Defence veterans call Pakistan the perpetrator, want strategic response

Terrorism has become Pakistan’s foreign and defence policy towards India, say army veterans.

Written by Sushant Kulkarni | Pune | Published:September 19, 2016 4:37 am
Uri attacks, uri jammu and kashmir attacks, uri jawans killes, Indian army, Indian jawans, Pakistan India, Indian army respond, defence veterans, strategic response, India news An Army soldier near Army Brigade camp during a terror attack in Uri, Jammu and Kashmir on Sunday. PTI Photo

REACTING TO the deadly terror attack in Uri in Jammu and Kashmir, near the Line of Control, in which 17 soldiers of the Indian Army were martyred and many more wounded, the veterans from the Armed Forces in Pune stressed the need “for an immediate and strategic response.”
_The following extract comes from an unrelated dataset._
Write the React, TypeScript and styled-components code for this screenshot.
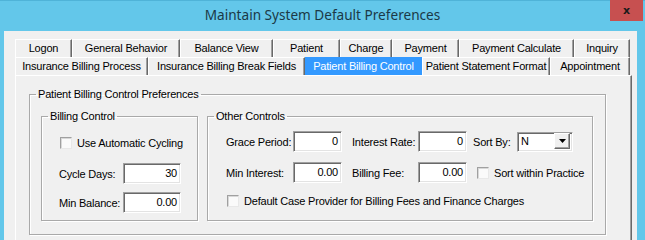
import React from 'react';
import styled, { createGlobalStyle } from 'styled-components';

const GlobalStyle = createGlobalStyle`
  html, body {
    margin: 0;
    padding: 0;
    background: #63c7ea;
  }
  body {
    font-family: "Liberation Sans", Arial, sans-serif;
    font-size: 11px;
    letter-spacing: -0.2px;
    color: #000;
  }
`;

const Window = styled.div`
  width: 645px;
  height: 240px;
  display: flex;
  flex-direction: column;
  background: #63c7ea;
  overflow: hidden;
`;

const TitleBar = styled.div`
  height: 31px;
  flex: none;
  display: flex;
  align-items: flex-start;
  box-sizing: border-box;
  border-top: 1px solid #4fb3d8;
`;

const Title = styled.div`
  flex: 1;
  padding-left: 35px;
  margin-top: 4px;
  text-align: center;
  font-family: "Noto Sans", "Open Sans", sans-serif;
  font-size: 13.6px;
  letter-spacing: 0;
  color: #1b3947;
`;

const CloseButton = styled.div`
  width: 33px;
  height: 21px;
  margin-top: -1px;
  margin-right: 2px;
  background: #c75050;
  display: flex;
  align-items: center;
  justify-content: center;
  font-family: "DejaVu Sans", sans-serif;
  font-weight: bold;
  font-size: 11px;
  color: #1a1a1a;
`;

const Client = styled.div`
  flex: 1;
  margin: 0 8px 0 4px;
  background: #f0f0f0;
  padding: 8px 0 0 11px;
  overflow: hidden;
`;

const TabControl = styled.div`
  width: 617px;
  display: flex;
  flex-direction: column;
`;

const TabRow = styled.div`
  display: flex;
  height: 18px;
`;

const Tab = styled.div<{ $w: number; $active?: boolean }>`
  width: ${({ $w }) => $w}px;
  flex: none;
  box-sizing: border-box;
  height: 18px;
  line-height: 17px;
  text-align: center;
  white-space: nowrap;
  background: ${({ $active }) => ($active ? '#3399ff' : '#f0f0f0')};
  color: ${({ $active }) => ($active ? '#fff' : '#000')};
  border-top: 1px solid ${({ $active }) => ($active ? '#3399ff' : '#fff')};
  border-left: 1px solid ${({ $active }) => ($active ? '#3399ff' : '#fff')};
  border-right: 1px solid ${({ $active }) => ($active ? '#3399ff' : '#696969')};
  box-shadow: ${({ $active }) => ($active ? 'none' : 'inset -1px 0 0 #a0a0a0')};
`;

const Panel = styled.div`
  width: 617px;
  height: 170px;
  box-sizing: border-box;
  border-top: 1px solid #fff;
  border-left: 1px solid #fff;
  border-right: 1px solid #696969;
  box-shadow: inset -1px 0 0 #a0a0a0;
  padding: 12px 0 0 13px;
`;

const Group = styled.fieldset<{ $w: number; $h: number }>`
  width: ${({ $w }) => $w}px;
  height: ${({ $h }) => $h}px;
  box-sizing: border-box;
  margin: 0;
  min-width: 0;
  padding: 0;
  border: 1px solid #a9a9a9;
  box-shadow: inset 1px 1px 0 #fff, 1px 1px 0 #fff;
  flex: none;
`;

const Legend = styled.legend`
  margin-left: 6px;
  padding: 0 2px;
  line-height: 13px;
`;

const GroupBody = styled.div<{ $pl: number; $pt: number }>`
  padding: ${({ $pt, $pl }) => `${$pt}px 0 0 ${$pl}px`};
`;

const GroupRow = styled.div`
  display: flex;
  gap: 9px;
`;

const Row = styled.div<{ $mt?: number }>`
  display: flex;
  align-items: center;
  height: 21px;
  margin-top: ${({ $mt }) => $mt ?? 0}px;
`;

const Label = styled.span<{ $w: number; $ml?: number }>`
  width: ${({ $w }) => $w}px;
  margin-left: ${({ $ml }) => $ml ?? 0}px;
  flex: none;
  white-space: nowrap;
`;

const Field = styled.div<{ $w: number }>`
  width: ${({ $w }) => $w}px;
  height: 21px;
  flex: none;
  box-sizing: border-box;
  background: #fff;
  border-style: solid;
  border-width: 1px;
  border-color: #a0a0a0 #fff #fff #a0a0a0;
  box-shadow: inset 1px 1px 0 #696969, inset -1px -1px 0 #e3e3e3;
  display: flex;
  align-items: center;
  justify-content: flex-end;
  padding: 0 3px 1px 0;
`;

const Combo = styled.div`
  width: 56px;
  height: 20px;
  flex: none;
  box-sizing: border-box;
  background: #fff;
  border-style: solid;
  border-width: 1px;
  border-color: #a0a0a0 #fff #fff #a0a0a0;
  box-shadow: inset 1px 1px 0 #696969, inset -1px -1px 0 #e3e3e3;
  display: flex;
  align-items: center;
  padding: 1px 2px 2px 3px;
`;

const ComboText = styled.span`
  flex: 1;
`;

const DropButton = styled.div`
  width: 16px;
  height: 16px;
  box-sizing: border-box;
  background: #f0f0f0;
  border-style: solid;
  border-width: 1px;
  border-color: #fff #696969 #696969 #fff;
  box-shadow: inset -1px -1px 0 #a0a0a0;
  display: flex;
  align-items: center;
  justify-content: center;
`;

const Check = styled.div<{ $ml?: number }>`
  width: 12px;
  height: 12px;
  flex: none;
  box-sizing: border-box;
  margin-left: ${({ $ml }) => $ml ?? 0}px;
  margin-right: 5px;
  background: #fafafa;
  border-style: solid;
  border-width: 1px;
  border-color: #a0a0a0 #e8e8e8 #e8e8e8 #a0a0a0;
  box-shadow: inset 1px 1px 0 #d8d8d8;
`;

const row1: [string, number][] = [
  ['Logon', 57],
  ['General Behavior', 108],
  ['Balance View', 93],
  ['Patient', 67],
  ['Charge', 52],
  ['Payment', 67],
  ['Payment Calculate', 115],
  ['Inquiry', 56],
];

const row2: [string, number][] = [
  ['Insurance Billing Process', 133],
  ['Insurance Billing Break Fields', 157],
  ['Patient Billing Control', 117],
  ['Patient Statement Format', 128],
  ['Appointment', 80],
];

export default function App() {
  return (
    <>
      <GlobalStyle />
      <Window>
        <TitleBar>
          <Title>Maintain System Default Preferences</Title>
          <CloseButton>x</CloseButton>
        </TitleBar>
        <Client>
          <TabControl>
            <TabRow>
              {row1.map(([t, w]) => (
                <Tab key={t} $w={w}>{t}</Tab>
              ))}
            </TabRow>
            <TabRow>
              {row2.map(([t, w]) => (
                <Tab key={t} $w={w} $active={t === 'Patient Billing Control'}>{t}</Tab>
              ))}
            </TabRow>
            <Panel>
              <Group $w={577} $h={147}>
                <Legend>Patient Billing Control Preferences</Legend>
                <GroupBody $pl={11} $pt={9}>
                  <GroupRow>
                    <Group $w={157} $h={111}>
                      <Legend>Billing Control</Legend>
                      <GroupBody $pl={17} $pt={9}>
                        <Row>
                          <Check $ml={1} />
                          <span>Use Automatic Cycling</span>
                        </Row>
                        <Row $mt={10}>
                          <Label $w={64}>Cycle Days:</Label>
                          <Field $w={58}>30</Field>
                        </Row>
                        <Row $mt={8}>
                          <Label $w={64}>Min Balance:</Label>
                          <Field $w={58}>0.00</Field>
                        </Row>
                      </GroupBody>
                    </Group>
                    <Group $w={386} $h={111}>
                      <Legend>Other Controls</Legend>
                      <GroupBody $pl={18} $pt={8}>
                        <Row>
                          <Label $w={67}>Grace Period:</Label>
                          <Field $w={49}>0</Field>
                          <Label $w={66} $ml={10}>Interest Rate:</Label>
                          <Field $w={49}>0</Field>
                          <Label $w={44} $ml={6}>Sort By:</Label>
                          <Combo>
                            <ComboText>N</ComboText>
                            <DropButton>
                              <svg width="7" height="4" viewBox="0 0 7 4">
                                <path d="M0 0h7L3.5 4z" fill="#000" />
                              </svg>
                            </DropButton>
                          </Combo>
                        </Row>
                        <Row $mt={10}>
                          <Label $w={67}>Min Interest:</Label>
                          <Field $w={49}>0.00</Field>
                          <Label $w={66} $ml={10}>Billing Fee:</Label>
                          <Field $w={49}>0.00</Field>
                          <Check $ml={10} />
                          <span>Sort within Practice</span>
                        </Row>
                        <Row $mt={7}>
                          <Check $ml={1} />
                          <span>Default Case Provider for Billing Fees and Finance Charges</span>
                        </Row>
                      </GroupBody>
                    </Group>
                  </GroupRow>
                </GroupBody>
              </Group>
            </Panel>
          </TabControl>
        </Client>
      </Window>
    </>
  );
}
Lt Gen D B Shekatkar (Retd), who has a vast experience of commanding units in border areas said, “I refuse to call it an attack by a terror group or an attack by non-state actors. The attackers are trained by the Pakistani Army and are supported by the Pakistani establishment. I also refuse to call Pakistan a victim of terrorism, it is undoubtedly the perpetrator. Terrorism has now become Pakistan’s official foreign and defence policy towards India. I believe that the Army should be empowered to respond force with force immediately. We will have to keep punishing the adversary till they learn a lesson. The response of the country like India should be local, immediate and covert.”

He further said, “It so happens that people start discussing possibility of a war at such junctures. However, we must understand that Pakistan has already waged a proxy war against India. A conventional war is not an answer to the proxy war. As the phrase goes fight a guerrilla like a guerrilla, we must fight a terrorist like a terrorist.”

Major General Shashikant Pitre (Retd) who has served in Uri, said, “When one looks at this particular incident in Uri, there is scope to believe that the terrorists had specific local information about the ongoing shifting of the units. As far as response of the Indian establishment is concerned, the statements that we will do something, will not work. Quick and strong response is necessary otherwise people will not have the same faith in the government as they have today. The response must not be impulsive but it has to be multifaceted, credible and minimum. ”

Group Captain Dilip Parulkar (Retd), an Indian Air Force veteran of two wars against Pakistan in 1965 and 1971 and whose escape from the war prisoner camp near Rawalpindi in 1971 is a well-documented story, said, “I personally find it disappointing that there is no immediate and proportionate response from the Indian side. It need not be in the same area. If they choose their target we can choose ours, specially where they are least prepared. As far as Air Force is concerned, helicopters can be used but it must be done caution as use of Air Force can escalate the conflict. Giving a fitting response is not going to be easy as it is a sensitive area but we will have to do it.”